The Securities and Futures Commission (SFC) of Hong Kong announced on Friday that it has initiated legal proceedings to secure a share repurchase order aimed at protecting independent minority shareholders of LET Group and Summit Ascent

This lawsuit was filed in the Court of First Instance due to alleged misconduct by Andrew Lo Kai Bong, chairman and controlling shareholder of both companies.

The proposed order would compel Lo, LET, and/or Summit Ascent to make an offer to buy shares from minority shareholders independent of Andrew Lo, with the price and terms determined by the Court. The SFC is also seeking to disqualify Andrew Lo for his alleged misconduct towards the companies’ members.
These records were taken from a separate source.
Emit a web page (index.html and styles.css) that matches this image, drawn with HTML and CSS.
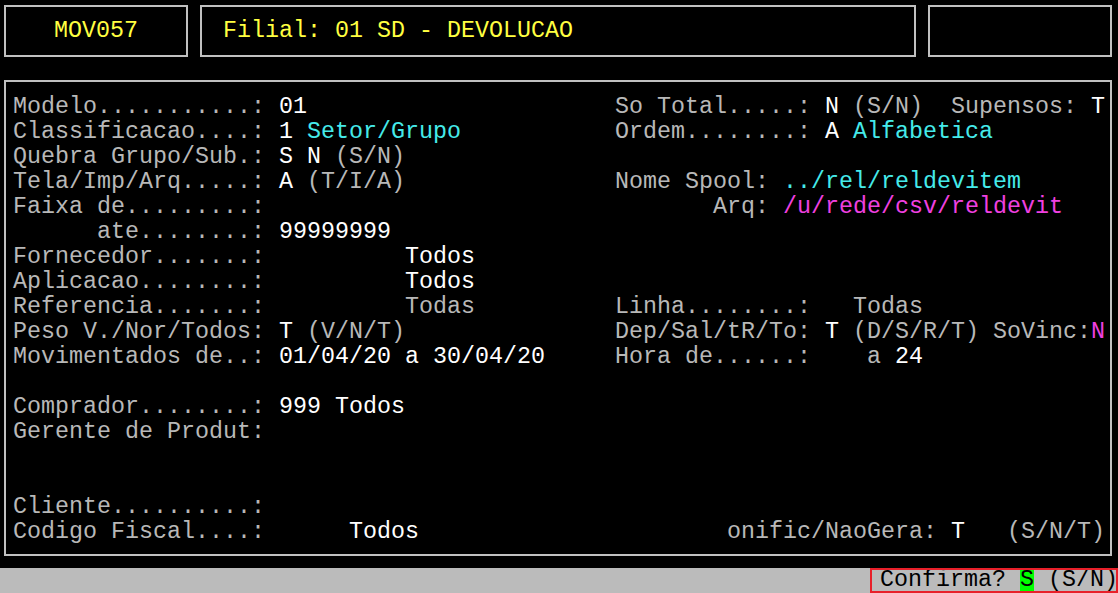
FILE: index.html
```html
<!DOCTYPE html>
<html lang="pt">
<head>
    <meta charset="UTF-8">
    <title>MOV057</title>
    <link rel="stylesheet" href="styles.css">
</head>
<body>
    <div class="top">
        <div class="box prog">MOV057</div>
        <div class="box filial">Filial: 01 SD - DEVOLUCAO</div>
        <div class="box spare"></div>
    </div>
    <div class="box screen">
        <div class="row">Modelo...........: <span class="v">01</span>                      So Total.....: <span class="v">N</span> (S/N)  Supensos: <span class="v">T</span></div>
        <div class="row">Classificacao....: <span class="v">1</span> <span class="c">Setor/Grupo</span>           Ordem........: <span class="v">A</span> <span class="c">Alfabetica</span></div>
        <div class="row">Quebra Grupo/Sub.: <span class="v">S</span> <span class="v">N</span> (S/N)</div>
        <div class="row">Tela/Imp/Arq.....: <span class="v">A</span> (T/I/A)               Nome Spool: <span class="c">../rel/reldevitem</span></div>
        <div class="row">Faixa de.........:                                Arq: <span class="m">/u/rede/csv/reldevit</span></div>
        <div class="row">      ate........: <span class="v">99999999</span></div>
        <div class="row">Fornecedor.......:          <span class="v">Todos</span></div>
        <div class="row">Aplicacao........:          <span class="v">Todos</span></div>
        <div class="row">Referencia.......:          Todas          Linha........:   Todas</div>
        <div class="row">Peso V./Nor/Todos: <span class="v">T</span> (V/N/T)               Dep/Sal/tR/To: <span class="v">T</span> (D/S/R/T) SoVinc:<span class="m">N</span></div>
        <div class="row">Movimentados de..: <span class="v">01/04/20 a 30/04/20</span>     Hora de......:    a <span class="v">24</span></div>
        <div class="row"></div>
        <div class="row">Comprador........: <span class="v">999 Todos</span></div>
        <div class="row">Gerente de Produt:</div>
        <div class="row"></div>
        <div class="row"></div>
        <div class="row">Cliente..........:</div>
        <div class="row">Codigo Fiscal....:      <span class="v">Todos</span>                      onific/NaoGera: <span class="v">T</span>   (S/N/T)</div>
    </div>
    <div class="status">
        <div class="confirm">Confirma? <span class="hl">S</span> (S/N)</div>
    </div>
</body>
</html>
```

FILE: styles.css
```css
*{
    padding:0;
    margin:0;
    box-sizing:border-box;
}
html,body{
    width:100%;
    height:100%;
    background-color:#000;
    overflow:hidden;
}
body{
    padding:5px 6px 0 4px;
    font-family:"Liberation Mono","Courier New",monospace;
    font-size:23.33px;
    line-height:25px;
    color:#b8b8b8;
}
.box{
    border:2px solid #c0c0c0;
}
.top{
    display:flex;
    gap:12px;
    height:52px;
}
.prog{
    width:184px;
    display:flex;
    align-items:center;
    justify-content:center;
    color:#ffff40;
}
.filial{
    flex:1;
    display:flex;
    align-items:center;
    padding-left:21px;
    color:#ffff40;
    white-space:pre;
}
.spare{
    width:184px;
}
.screen{
    margin-top:23px;
    padding:13px 0 9px 7px;
}
.row{
    height:25px;
    white-space:pre;
}
.v{
    color:#fff;
}
.c{
    color:#45eaea;
}
.m{
    color:#f040e0;
}
.status{
    margin:12px -6px 0 -4px;
    height:25px;
    background-color:#bbb;
    display:flex;
    justify-content:flex-end;
}
.confirm{
    width:248px;
    height:25px;
    padding-left:8px;
    border:2px solid #e8202a;
    line-height:21px;
    color:#000;
    white-space:pre;
    overflow:hidden;
}
.hl{
    background-color:#00ff00;
}
```
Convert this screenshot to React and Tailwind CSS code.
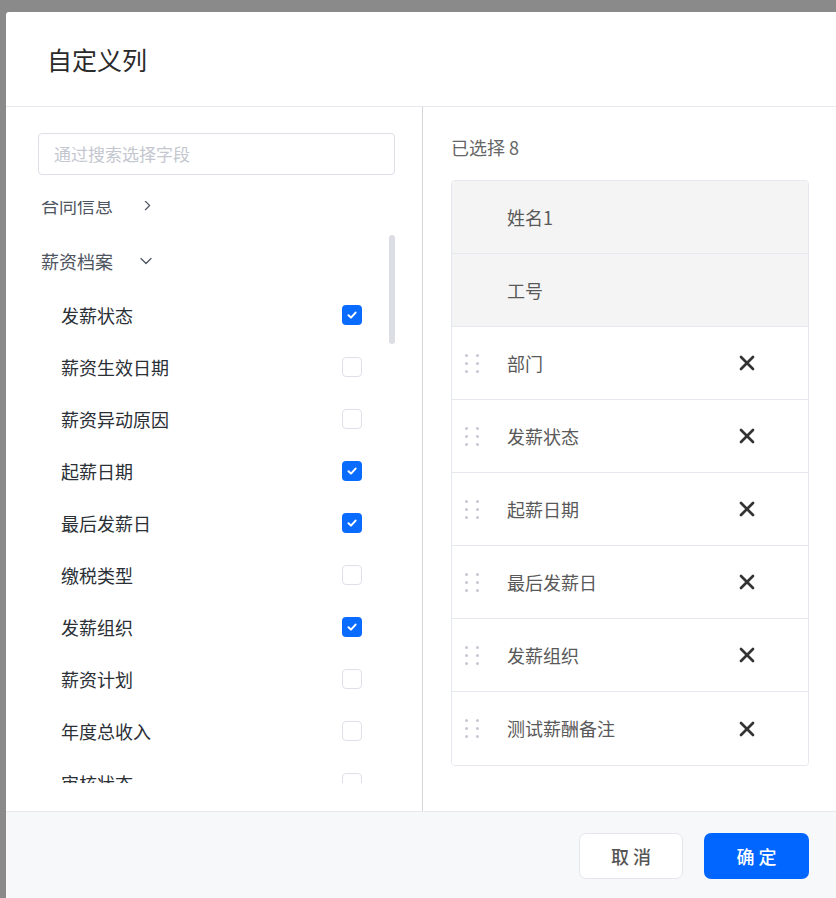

LET Group is involved in casino project investments and controls Summit Ascent, which operates the Tigre de Cristal casino resort in Primorye, Russia.

Both companies became non-compliant with Hong Kong stock exchange regulations in January after a wave of director resignations followed an initial attempt to sell the entity holding the gaming license for Tigre de Cristal. Shares of LET Group and Summit Ascent have been suspended from trading on the Hong Kong Stock Exchange since January 11th.

In February, the SFC began investigating both firms for a possible breach of regulations related to a proposed sale of the Russian business. The regulator stated that a prior sale agreement, later terminated, was executed without necessary shareholder approval.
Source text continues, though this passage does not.